Requirement | Pictures stay out; everything else in the records below is copied exactly.

The input |
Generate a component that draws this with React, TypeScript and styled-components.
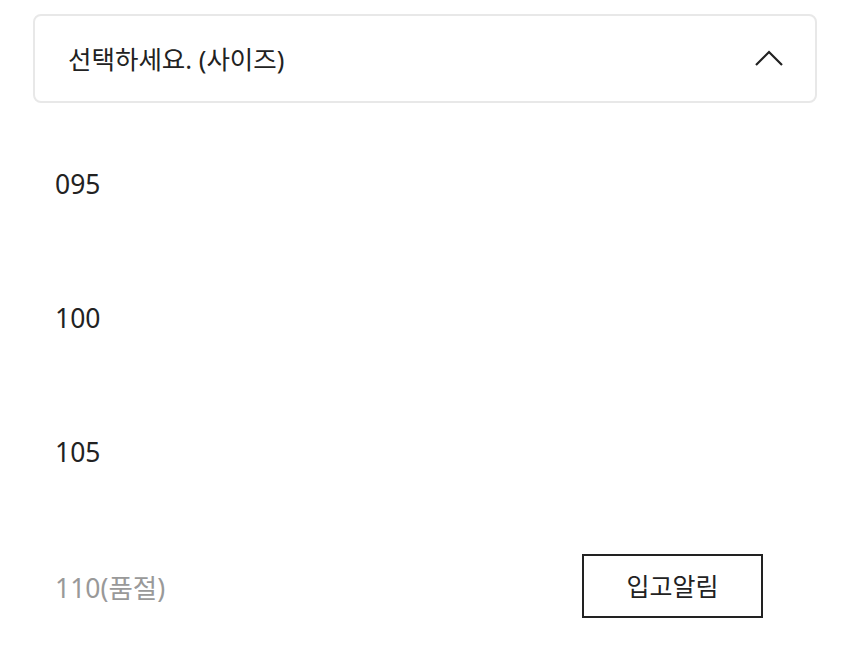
import React from 'react';
import styled, { createGlobalStyle } from 'styled-components';

const GlobalStyle = createGlobalStyle`
    body {
        margin: 0;
        background: #fff;
        font-family: "Noto Sans", "Noto Sans CJK KR", sans-serif;
        color: #222;
    }
`;

const Page = styled.div`
    padding: 14px 33px 0;
`;

const Select = styled.div`
    display: flex;
    align-items: center;
    justify-content: space-between;
    height: 89px;
    box-sizing: border-box;
    padding: 0 31px 2px 33px;
    border: 2px solid #e8e8e8;
    border-radius: 8px;
    font-size: 25.5px;
    color: #222;
`;

const OptionList = styled.ul`
    list-style: none;
    margin: 14px 0 0;
    padding: 0;
`;

const OptionRow = styled.li<{ $soldOut?: boolean }>`
    display: flex;
    align-items: center;
    justify-content: space-between;
    height: 134px;
    padding: 0 54px 0 22px;
    font-size: 26.5px;
    color: ${(props) => (props.$soldOut ? '#999' : '#222')};
`;

const NotifyButton = styled.button`
    width: 181px;
    height: 64px;
    padding: 0 0 2px;
    border: 2px solid #222;
    background: #fff;
    font-family: inherit;
    font-size: 25px;
    color: #222;
    cursor: pointer;
`;

const sizes = [
    { label: '095', soldOut: false },
    { label: '100', soldOut: false },
    { label: '105', soldOut: false },
    { label: '110(품절)', soldOut: true },
];

function ChevronUp() {
    return (
        <svg width="30" height="18" viewBox="0 0 30 18" fill="none">
            <path d="M2 16 L15 3 L28 16" stroke="#222" strokeWidth="2.2" />
        </svg>
    );
}

function App() {
    return (
        <Page>
            <GlobalStyle />
            <Select>
                <span>선택하세요. (사이즈)</span>
                <ChevronUp />
            </Select>
            <OptionList>
                {sizes.map((size) => (
                    <OptionRow key={size.label} $soldOut={size.soldOut}>
                        <span>{size.label}</span>
                        {size.soldOut && <NotifyButton>입고알림</NotifyButton>}
                    </OptionRow>
                ))}
            </OptionList>
        </Page>
    );
}

export default App;
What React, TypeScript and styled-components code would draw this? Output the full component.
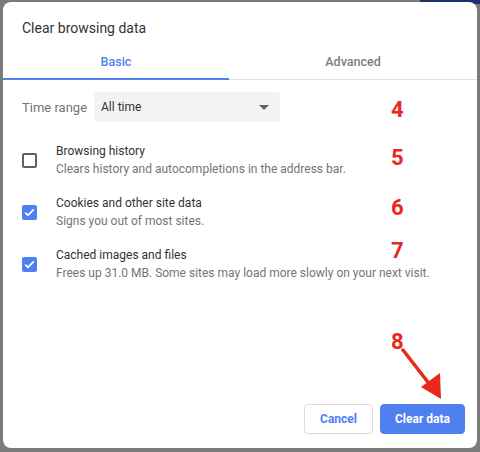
import styled, { createGlobalStyle } from 'styled-components'

const GlobalStyle = createGlobalStyle`
  html, body {
    margin: 0;
    padding: 0;
  }
  body {
    width: 480px;
    height: 452px;
    overflow: hidden;
    background:
      linear-gradient(#1f2f6a, #1f2f6a) 420px 0 / 60px 4px no-repeat,
      #7b7b7b;
    font-family: Roboto, "Liberation Sans", sans-serif;
  }
`

const rows = [
  { title: 'Browsing history', sub: 'Clears history and autocompletions in the address bar.', checked: false },
  { title: 'Cookies and other site data', sub: 'Signs you out of most sites.', checked: true },
  { title: 'Cached images and files', sub: 'Frees up 31.0 MB. Some sites may load more slowly on your next visit.', checked: true },
]

const marks = [
  { n: '4', top: 96 },
  { n: '5', top: 144 },
  { n: '6', top: 194 },
  { n: '7', top: 237 },
  { n: '8', top: 328 },
]

export default function App() {
  return (
    <>
      <GlobalStyle />
      <Dialog>
        <Title>Clear browsing data</Title>
        <Tabs>
          <Tab $active $width={226}>Basic</Tab>
          <Tab $width={248}>Advanced</Tab>
        </Tabs>
        <Body>
          <TimeRow>
            <Label>Time range</Label>
            <Select>
              <span>All time</span>
              <Caret />
            </Select>
          </TimeRow>
          {rows.map((r) => (
            <CheckRow key={r.title}>
              <Box $checked={r.checked}>
                {r.checked && (
                  <svg width="11" height="9" viewBox="0 0 11 9">
                    <path d="M1.2 4.6 L4 7.3 L9.8 1.4" fill="none" stroke="#fff" strokeWidth="1.8" />
                  </svg>
                )}
              </Box>
              <Texts>
                <RowTitle>{r.title}</RowTitle>
                <RowSub>{r.sub}</RowSub>
              </Texts>
            </CheckRow>
          ))}
        </Body>
        <Footer>
          <Button $width={69}>Cancel</Button>
          <Button $primary $width={85}>Clear data</Button>
        </Footer>
        {marks.map((m) => (
          <Mark key={m.n} style={{ top: m.top }}>
            {m.n}
          </Mark>
        ))}
        <Arrow width="60" height="60" viewBox="0 0 60 60">
          <line x1="2" y1="2" x2="33" y2="42" stroke="#e8281a" strokeWidth="3.5" strokeLinecap="round" />
          <polygon points="40,51 20,39 39,25" fill="#e8281a" />
        </Arrow>
      </Dialog>
    </>
  )
}

const Dialog = styled.div`
  position: relative;
  box-sizing: border-box;
  margin: 2px 0 0 3px;
  width: 474px;
  height: 446px;
  background: #fff;
  border-radius: 8px;
  display: flex;
  flex-direction: column;
`

const Title = styled.div`
  padding: 16px 19px 0;
  height: 27px;
  font-size: 14px;
  line-height: 20px;
  color: #333;
`

const Tabs = styled.div`
  display: flex;
  border-bottom: 1px solid #e0e0e0;
`

const Tab = styled.div<{ $active?: boolean; $width: number }>`
  width: ${(p) => p.$width}px;
  height: 35px;
  box-sizing: border-box;
  display: flex;
  align-items: center;
  justify-content: center;
  font-size: 12.5px;
  font-weight: 500;
  color: ${(p) => (p.$active ? '#4f80f0' : '#7d7d7d')};
  border-bottom: 2px solid ${(p) => (p.$active ? '#4f80f0' : 'transparent')};
  margin-bottom: -1px;
`

const Body = styled.div`
  padding: 12px 19px 0;
  flex: 1;
`

const TimeRow = styled.div`
  display: flex;
  align-items: center;
  margin-bottom: 12px;
`

const Label = styled.span`
  width: 72px;
  font-size: 13px;
  color: #757575;
`

const Select = styled.div`
  width: 186px;
  height: 30px;
  box-sizing: border-box;
  background: #f1f3f4;
  border-radius: 4px;
  padding: 0 8px 0 7px;
  display: flex;
  align-items: center;
  justify-content: space-between;
  font-size: 12px;
  color: #333;
`

const Caret = styled.span`
  width: 0;
  height: 0;
  margin-right: 3px;
  border-left: 5px solid transparent;
  border-right: 5px solid transparent;
  border-top: 5px solid #5f6368;
`

const CheckRow = styled.div`
  display: flex;
  align-items: center;
  gap: 19px;
  padding: 8px 0;
`

const Box = styled.div<{ $checked: boolean }>`
  width: 15px;
  height: 15px;
  box-sizing: border-box;
  border-radius: 2px;
  display: flex;
  align-items: center;
  justify-content: center;
  background: ${(p) => (p.$checked ? '#4f80f0' : '#fff')};
  border: ${(p) => (p.$checked ? 'none' : '2px solid #5f6368')};
`

const Texts = styled.div`
  display: flex;
  flex-direction: column;
`

const RowTitle = styled.span`
  font-size: 12px;
  line-height: 18px;
  color: #333;
`

const RowSub = styled.span`
  font-size: 12px;
  line-height: 18px;
  color: #757575;
`

const Footer = styled.div`
  display: flex;
  justify-content: flex-end;
  gap: 7px;
  padding: 0 12px 14px;
`

const Button = styled.button<{ $primary?: boolean; $width: number }>`
  width: ${(p) => p.$width}px;
  height: 30px;
  box-sizing: border-box;
  padding: 0;
  border-radius: 4px;
  font-family: Roboto, "Liberation Sans", sans-serif;
  font-size: 12px;
  font-weight: 700;
  border: 1px solid ${(p) => (p.$primary ? '#4f80f0' : '#dadce0')};
  background: ${(p) => (p.$primary ? '#4f80f0' : '#fff')};
  color: ${(p) => (p.$primary ? '#fff' : '#4f80f0')};
`

const Mark = styled.div`
  position: absolute;
  left: 388px;
  font-family: Roboto, "Liberation Sans", sans-serif;
  font-size: 22px;
  line-height: 24px;
  font-weight: 700;
  color: #e8281a;
`

const Arrow = styled.svg`
  position: absolute;
  left: 398px;
  top: 346px;
`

Final result |
Generate a component that draws this with React, TypeScript and styled-components.
import React from 'react';
import styled, { createGlobalStyle } from 'styled-components';

const GlobalStyle = createGlobalStyle`
    body {
        margin: 0;
        background: #fff;
        font-family: "Noto Sans", "Noto Sans CJK KR", sans-serif;
        color: #222;
    }
`;

const Page = styled.div`
    padding: 14px 33px 0;
`;

const Select = styled.div`
    display: flex;
    align-items: center;
    justify-content: space-between;
    height: 89px;
    box-sizing: border-box;
    padding: 0 31px 2px 33px;
    border: 2px solid #e8e8e8;
    border-radius: 8px;
    font-size: 25.5px;
    color: #222;
`;

const OptionList = styled.ul`
    list-style: none;
    margin: 14px 0 0;
    padding: 0;
`;

const OptionRow = styled.li<{ $soldOut?: boolean }>`
    display: flex;
    align-items: center;
    justify-content: space-between;
    height: 134px;
    padding: 0 54px 0 22px;
    font-size: 26.5px;
    color: ${(props) => (props.$soldOut ? '#999' : '#222')};
`;

const NotifyButton = styled.button`
    width: 181px;
    height: 64px;
    padding: 0 0 2px;
    border: 2px solid #222;
    background: #fff;
    font-family: inherit;
    font-size: 25px;
    color: #222;
    cursor: pointer;
`;

const sizes = [
    { label: '095', soldOut: false },
    { label: '100', soldOut: false },
    { label: '105', soldOut: false },
    { label: '110(품절)', soldOut: true },
];

function ChevronUp() {
    return (
        <svg width="30" height="18" viewBox="0 0 30 18" fill="none">
            <path d="M2 16 L15 3 L28 16" stroke="#222" strokeWidth="2.2" />
        </svg>
    );
}

function App() {
    return (
        <Page>
            <GlobalStyle />
            <Select>
                <span>선택하세요. (사이즈)</span>
                <ChevronUp />
            </Select>
            <OptionList>
                {sizes.map((size) => (
                    <OptionRow key={size.label} $soldOut={size.soldOut}>
                        <span>{size.label}</span>
                        {size.soldOut && <NotifyButton>입고알림</NotifyButton>}
                    </OptionRow>
                ))}
            </OptionList>
        </Page>
    );
}

export default App;
What React, TypeScript and styled-components code would draw this? Output the full component.
import styled, { createGlobalStyle } from 'styled-components'

const GlobalStyle = createGlobalStyle`
  html, body {
    margin: 0;
    padding: 0;
  }
  body {
    width: 480px;
    height: 452px;
    overflow: hidden;
    background:
      linear-gradient(#1f2f6a, #1f2f6a) 420px 0 / 60px 4px no-repeat,
      #7b7b7b;
    font-family: Roboto, "Liberation Sans", sans-serif;
  }
`

const rows = [
  { title: 'Browsing history', sub: 'Clears history and autocompletions in the address bar.', checked: false },
  { title: 'Cookies and other site data', sub: 'Signs you out of most sites.', checked: true },
  { title: 'Cached images and files', sub: 'Frees up 31.0 MB. Some sites may load more slowly on your next visit.', checked: true },
]

const marks = [
  { n: '4', top: 96 },
  { n: '5', top: 144 },
  { n: '6', top: 194 },
  { n: '7', top: 237 },
  { n: '8', top: 328 },
]

export default function App() {
  return (
    <>
      <GlobalStyle />
      <Dialog>
        <Title>Clear browsing data</Title>
        <Tabs>
          <Tab $active $width={226}>Basic</Tab>
          <Tab $width={248}>Advanced</Tab>
        </Tabs>
        <Body>
          <TimeRow>
            <Label>Time range</Label>
            <Select>
              <span>All time</span>
              <Caret />
            </Select>
          </TimeRow>
          {rows.map((r) => (
            <CheckRow key={r.title}>
              <Box $checked={r.checked}>
                {r.checked && (
                  <svg width="11" height="9" viewBox="0 0 11 9">
                    <path d="M1.2 4.6 L4 7.3 L9.8 1.4" fill="none" stroke="#fff" strokeWidth="1.8" />
                  </svg>
                )}
              </Box>
              <Texts>
                <RowTitle>{r.title}</RowTitle>
                <RowSub>{r.sub}</RowSub>
              </Texts>
            </CheckRow>
          ))}
        </Body>
        <Footer>
          <Button $width={69}>Cancel</Button>
          <Button $primary $width={85}>Clear data</Button>
        </Footer>
        {marks.map((m) => (
          <Mark key={m.n} style={{ top: m.top }}>
            {m.n}
          </Mark>
        ))}
        <Arrow width="60" height="60" viewBox="0 0 60 60">
          <line x1="2" y1="2" x2="33" y2="42" stroke="#e8281a" strokeWidth="3.5" strokeLinecap="round" />
          <polygon points="40,51 20,39 39,25" fill="#e8281a" />
        </Arrow>
      </Dialog>
    </>
  )
}

const Dialog = styled.div`
  position: relative;
  box-sizing: border-box;
  margin: 2px 0 0 3px;
  width: 474px;
  height: 446px;
  background: #fff;
  border-radius: 8px;
  display: flex;
  flex-direction: column;
`

const Title = styled.div`
  padding: 16px 19px 0;
  height: 27px;
  font-size: 14px;
  line-height: 20px;
  color: #333;
`

const Tabs = styled.div`
  display: flex;
  border-bottom: 1px solid #e0e0e0;
`

const Tab = styled.div<{ $active?: boolean; $width: number }>`
  width: ${(p) => p.$width}px;
  height: 35px;
  box-sizing: border-box;
  display: flex;
  align-items: center;
  justify-content: center;
  font-size: 12.5px;
  font-weight: 500;
  color: ${(p) => (p.$active ? '#4f80f0' : '#7d7d7d')};
  border-bottom: 2px solid ${(p) => (p.$active ? '#4f80f0' : 'transparent')};
  margin-bottom: -1px;
`

const Body = styled.div`
  padding: 12px 19px 0;
  flex: 1;
`

const TimeRow = styled.div`
  display: flex;
  align-items: center;
  margin-bottom: 12px;
`

const Label = styled.span`
  width: 72px;
  font-size: 13px;
  color: #757575;
`

const Select = styled.div`
  width: 186px;
  height: 30px;
  box-sizing: border-box;
  background: #f1f3f4;
  border-radius: 4px;
  padding: 0 8px 0 7px;
  display: flex;
  align-items: center;
  justify-content: space-between;
  font-size: 12px;
  color: #333;
`

const Caret = styled.span`
  width: 0;
  height: 0;
  margin-right: 3px;
  border-left: 5px solid transparent;
  border-right: 5px solid transparent;
  border-top: 5px solid #5f6368;
`

const CheckRow = styled.div`
  display: flex;
  align-items: center;
  gap: 19px;
  padding: 8px 0;
`

const Box = styled.div<{ $checked: boolean }>`
  width: 15px;
  height: 15px;
  box-sizing: border-box;
  border-radius: 2px;
  display: flex;
  align-items: center;
  justify-content: center;
  background: ${(p) => (p.$checked ? '#4f80f0' : '#fff')};
  border: ${(p) => (p.$checked ? 'none' : '2px solid #5f6368')};
`

const Texts = styled.div`
  display: flex;
  flex-direction: column;
`

const RowTitle = styled.span`
  font-size: 12px;
  line-height: 18px;
  color: #333;
`

const RowSub = styled.span`
  font-size: 12px;
  line-height: 18px;
  color: #757575;
`

const Footer = styled.div`
  display: flex;
  justify-content: flex-end;
  gap: 7px;
  padding: 0 12px 14px;
`

const Button = styled.button<{ $primary?: boolean; $width: number }>`
  width: ${(p) => p.$width}px;
  height: 30px;
  box-sizing: border-box;
  padding: 0;
  border-radius: 4px;
  font-family: Roboto, "Liberation Sans", sans-serif;
  font-size: 12px;
  font-weight: 700;
  border: 1px solid ${(p) => (p.$primary ? '#4f80f0' : '#dadce0')};
  background: ${(p) => (p.$primary ? '#4f80f0' : '#fff')};
  color: ${(p) => (p.$primary ? '#fff' : '#4f80f0')};
`

const Mark = styled.div`
  position: absolute;
  left: 388px;
  font-family: Roboto, "Liberation Sans", sans-serif;
  font-size: 22px;
  line-height: 24px;
  font-weight: 700;
  color: #e8281a;
`

const Arrow = styled.svg`
  position: absolute;
  left: 398px;
  top: 346px;
`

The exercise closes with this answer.